Welcome to the new job.
I write this memorandum as someone who works with many civil society organisations, is a trustee of some national and local charities and as a former senior executive in that sector.
I expect none of us could have predicted the reason for your predecessor's resignation but many in the social, charity and voluntary sector (the sector) will not have been too disappointed at his departure - not because of his personal and private activities but because of his apparent contempt for the sector, highlighted when he told the sector to keep knitting and keep out of policy.
The sector is feeling beleaguered: by the impact of public expenditure cuts; poor and price-driven public sector procurement (often with little sense that there has been any strategic commissioning prior to the procurement); a perception that Government and the wider public sector commonly favours large corporates in preference to the sector when awarding public service contracts; and being faced with the human consequences of wider Government policies such as welfare 'reform'.
Not surprisingly, the sector does not respond favourably when ministers (including your boss Frances Maude) imply, as he has done this week, that the sector will step in to replace services lost as a result of public expenditure cuts, and when he talked about needing the 'Big Society' alongside austerity. Actually, the sector (almost universally, in my experience) wants to complement a properly-funded public sector - not to substitute for it.
What is needed is an effective, respected and protected civil society: that sits neither in the markets nor in government; which provides space for innovation and participation; that can challenge and offer alternatives to Government and public policy whilst being assured of its independence, and the right to work with whom it wishes and to do whatever it wishes, within consensually agreed laws. Currently, one rarely if ever hears this message from politicians, especially ministers.

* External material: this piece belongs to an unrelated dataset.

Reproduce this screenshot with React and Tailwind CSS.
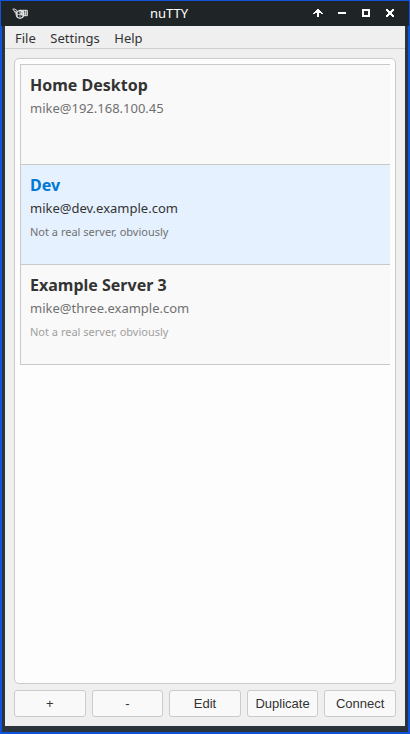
const servers = [
  { name: 'Home Desktop', host: 'mike@192.168.100.45', note: '' },
  { name: 'Dev', host: 'mike@dev.example.com', note: 'Not a real server, obviously', selected: true },
  { name: 'Example Server 3', host: 'mike@three.example.com', note: 'Not a real server, obviously' },
];

const actions = ['+', '-', 'Edit', 'Duplicate', 'Connect'];

function AppIcon() {
  return (
    <svg width="16" height="12" viewBox="0 0 16 12" fill="none" stroke="#f0f0f0" strokeWidth="1">
      <path d="M.5 1.2 2.5 1l2.5 1.5M1.6 1.4l.6 2 2.6.6M2.6 4.6l1.8.7" strokeWidth=".9" />
      <circle cx="8" cy="6.4" r="4" />
      <path d="M4 6.4h8M8 2.4v8M6.2 3c-1.3 2-1.3 5 0 7M9.8 3c1.3 2 1.3 5 0 7" strokeWidth=".7" />
      <path d="M7 2.3h8.3v5.4H11" />
      <path d="M7 4h8M8 5.8h7M9.5 2.3v5.4M11.5 2.3v5.4M13.5 2.3v5.4" strokeWidth=".7" />
    </svg>
  );
}

function TitleBar() {
  return (
    <header className="mx-px flex h-[25px] items-start bg-[#1f2426]">
      <div className="w-[50px] pl-[11px] pt-[7px]"><AppIcon /></div>
      <div className="flex-1 pr-[26px] text-center text-[13px] leading-[25px] text-white">nuTTY</div>
      <svg className="mr-[12px] mt-[6px]" width="84" height="12" viewBox="0 0 84 12" fill="#fff" shapeRendering="crispEdges">
        <path d="M4 2h2v1h1v1h1v1h1v1h1v1H8V6H6v4H4V6H2v1H0V6h1V5h1V4h1V3h1z" />
        <path d="M25 5h8v2h-8z" />
        <path fillRule="evenodd" d="M49 2h8v8h-8zM51 4v4h4V4z" />
        <path d="M73 2h2v1h1v1h2V3h1V2h2v2h-1v1h-1v2h1v1h1v2h-2V9h-1V8h-2v1h-1v1h-2V8h1V7h1V5h-1V4h-1z" />
      </svg>
    </header>
  );
}

function ServerRow({ name, host, note, selected }) {
  return (
    <li className={`h-[100px] border-b border-[#c9c9c9] pl-[9px] pt-[9px] ${selected ? 'bg-[#e5f1fe]' : 'bg-[#f9f9f9]'}`}>
      <h2 className={`h-[22px] text-[16px] font-bold leading-[22px] ${selected ? 'text-[#0078d7]' : 'text-[#333]'}`}>{name}</h2>
      <p className={`mt-[3px] h-[18px] text-[13px] leading-[18px] ${selected ? 'text-[#333]' : 'text-[#707070]'}`}>{host}</p>
      <p className={`mt-[7px] text-[11px] leading-[15px] ${selected ? 'text-[#707070]' : 'text-[#a0a0a0]'}`}>{note}</p>
    </li>
  );
}

export default function App() {
  return (
    <div className="flex h-[734px] w-[410px] cursor-default flex-col bg-[#1054dc] pt-px font-['Noto_Sans',sans-serif]">
      <TitleBar />
      <div className="mx-[2px] mb-[2px] flex flex-1 flex-col bg-[#2a343a] px-[3px] pb-[6px]">
        <div className="flex flex-1 flex-col bg-[#efefef]">
          <nav className="flex h-[23px] gap-[14.5px] border-b border-[#cecece] pl-[10px] text-[13px] leading-[24px] text-[#333]">
            <span>File</span>
            <span>Settings</span>
            <span>Help</span>
          </nav>
          <main className="flex flex-1 flex-col gap-[6px] p-[9px]">
            <section className="flex-1 rounded-[5px] border border-[#cbcbcb] bg-[#fdfdfd] p-[5px]">
              <ul className="border-l border-t border-[#c9c9c9]">
                {servers.map((s) => <ServerRow key={s.name} {...s} />)}
              </ul>
            </section>
            <div className="flex h-[27px] gap-[6px] font-['Liberation_Sans',sans-serif]">
              {actions.map((a) => (
                <button key={a} className="min-w-0 flex-1 rounded-[3px] border border-[#cbcbcb] bg-[#f9f9f9] text-center text-[13px] leading-[25px] text-[#333]">{a}</button>
              ))}
            </div>
          </main>
        </div>
      </div>
    </div>
  );
}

Voluntary social action has always been core to communities and public policy change. Yet one feels that Government would prefer the sector simply to be its agent delivering contracted services or other services which it has to fund even though the public once did so collectively through taxation.
The Lobbying Act did much to undermine any confidence that the sector had in the Government and Parliament. So much of this country's progressive reforms have come from successful campaigns led and supported by the sector, and the Act clearly now limits the sector's ability to perform its full role.
You have to undertake some major repair work to the government's reputation with the sector, do so quickly, and to best of your ability and position as a junior Cabinet Office minister. The Government has done little so far to off-set the negatives. Therefore, sadly, the list of issues to be tackled is large.
Respectfully (given we have never met), my advice is to:
- make an early speech (and repeat it frequently), committing the Government to respecting and honouring the independence of the sector and its right to speak out on all matters, including public policy and practice when this is having or is likely to have a detrimental impact on society, communities and organisations' beneficiaries ( of course, without being partisan)
- signal an intent to repeal at the earliest opportunity those elements of the Lobbying Act that are causing problems and concerns for the sector, and indicate that meanwhile no action will be taken against any charity that might technically be infringing this law
- establish a cross-Government group of ministers with real power (and ideally the authority of the Prime Minister and Deputy Prime Minister) to ensure that the sector and its interests, including its financial well-being and policy support, are promoted across Government- and co-opt sector representatives onto this group
- encourage departments and the wider public sector (I recognise that you cannot 'instruct' them) to: work with the sector in policy design and development as well as delivery; adopt commissioning and procurement approaches that enable the sector to play to its strength (including using grant aid instead of payment by results and similar over-complex procurement and contracting arrangements); and learn from the experience of schemes such as the Work Programme
- announce an intention to regulate if necessary to make the financial services industry invest in, loan to and work with the sector, including mainstreaming social finance
- commit to the involvement of the sector in any wider consideration of the English and UK constitutions, political systems and decentralisation
- for the longer term, commit to the establishment of a comprehensive review of charity and related laws, taxation and regulation (including the role of the Charity Commission) and alternative legal structures and forms
- allow the sector to take over control of national initiatives for volunteering and similar, and only involve the business sector if and when the sector wishes this to happen; and/or allow these initiatives to be established locally and regionally rather than automatically assume that they are best run from Whitehall
This is a long agenda but the sector would expect you to make a start and signal your longer term intentions. It is in the Government - indeed any government's interest - to foster a strong civil society, strong civil society organisations and a strong partnership between Government and the civil society. This is not a small or inconsequential matter.
And above all, please can I urge you to spend more time meeting people - volunteers, staff, service users and members across the sector and across the country. Showing a commitment, an empathy and an understanding based on direct experience and conversations will be essential to having any chance of winning trust and respect in a sector that feels bruised and yet (as you will learn and experience as you tour the country), remains astonishingly resilient and up for both change and action.
There are not many months until the general election but I hope that you will take this (and I expect much other) advice to establish the importance of your ministerial role in this and any future Government- a role that perhaps, given the importance of the sector and wider civil society, should actually be at secretary of state level.
Whatever the ministerial rank, what matters is fostering a sense of new opportunity for a vibrant social, charity, voluntary and community sector within a strong and vibrant civil society. The sector can make a huge difference to the economic and social well-being of the country.
Minister, you have chance to make a big difference. You really do.